Только таким способом Розанов предлагает высмотреть, глубоко подкопаться, и вырвать с корнем древо познания добра и зла. «Книги Розанова — пороховой заряд, подведенный под самую сердцевину духовного быта современности»:

— Общество не любит и не хочет публицистики. Оно хочет, чтобы литература оставалась поэзией, чтобы она оставалась мудростью; в худшем случае — чтобы она оставалась настроением, без вмешательства в частности и подробности текущих дел, не обращаясь в «метлу», метущую ежедневный сор. Публицистику оно допускает, но как третьестепенное явление в литературе; и, составляя себе небольшую коллекцию любимых «писателей», решительно исключает из нее публицистов, как бы ни было знаменито их имя, даже как ни велика была бы их историческая заслуга. Т. е. общество оправдывает Пушкинский стих и как бы говорит писателям: оставьте мне «метлу», не хуже вас я сумею вымести сор из своей избы; останьтесь «жрецами», останьтесь ими по крайней мере настолько, насколько хотите, чтобы я сохранял о вас память.

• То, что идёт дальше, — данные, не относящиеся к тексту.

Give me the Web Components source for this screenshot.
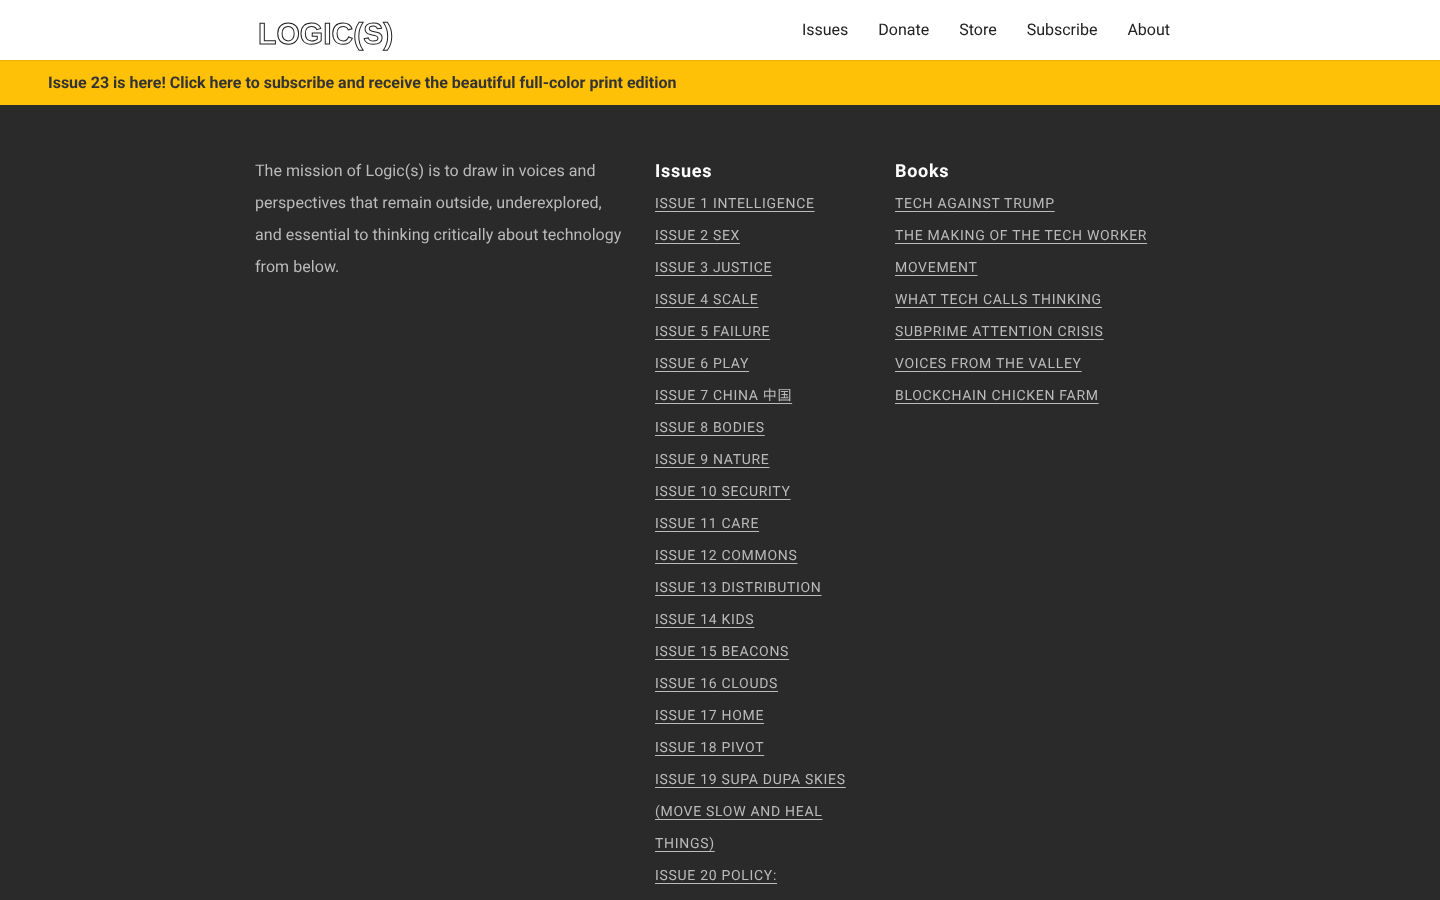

— Отвратительная гнойная муха — не на рогах, а на спине быка, везущего тяжелый воз —вот наша публицистика, и Чернышевский, и Благосветлов: кусающие спину быку.

— Щедрин около Гоголя как конюх около Александра Македонского. Да Гоголь и есть Александр Македонский. Так же велики и обширны завоевания. И «вновь открытые страны». Даже — «Индия» есть.

— Пока еще «цветочки»: погодите, русская литературочка лет через 75 принесет и ягоды.

—  Все писатели — рабы. Рабы своего читателя.

— Лучшее в моей литературной деятельности — что десять человек кормились около нее. Это определенное и твердое. А мысли? Что-же такое мысли... Мысли бывают разные.

— Евреи «делают успех» в литературе. И через это стали ее «шефами». Писать они не умеют: но при этом таланте «быть шефом» им и не надо уметь писать. Им мало кошелька: они пришли «по душу русскую». За них напишут все русские, — чего они хотят и им нужно.

— Приказ №1 превративший одиннадцатью строками одиннадцатимиллионную русскую армию в труху и сор, не подействовал бы на нее и даже не был бы вовсе понят ею, если бы уже три четверти века к нему не подготовляла вся русская литература. Но нужно было, чтобы — гораздо ранее его — начало слагаться пренебрежение к офицеру, как к дураку, фанфарону, трусу, во всех отношениях к — ничтожеству и отчасти к вору. Приказ № 1 давно готовился. Бесспорно, он был заготовлен в Берлине. Берлин вообще очень хорошо изучил русскую литературу. От ароматов и благоуханий он отделил ту каплю желчи, которая несомненно содержалась в ней. И в нужную минуту поднес ее России. Каплю наиболее роскошно выработанную золотою русской литературой. Пей. Ты же ее любила. Растила. Холила. Россия выпила и умерла. Собственно, никакого нет сомнения, что Россию убила литература.

— К читателю, если он друг. В этот страшный, потрясающий год, от многих лиц, незнакомых, и вовсе неизвестных мне, я получал, по какой-то догадке сердца, помощь и денежную и съестными продуктами. И не могу скрыть, что без таковой помощи я не мог бы, не сумел бы перебыть этот год.

— Литература великое, самозабвенное счастье, но и великое в личной жизни горе. На душе читателя, как на крыльях бабочки, лежит та нижняя последняя пыльца, которой не смеет коснуться никто кроме Бога. Но вот и обратно: значить, интимность души читателя взяла внутрь себя интимную душу писателя. Сохрани, читатель, своего писателя.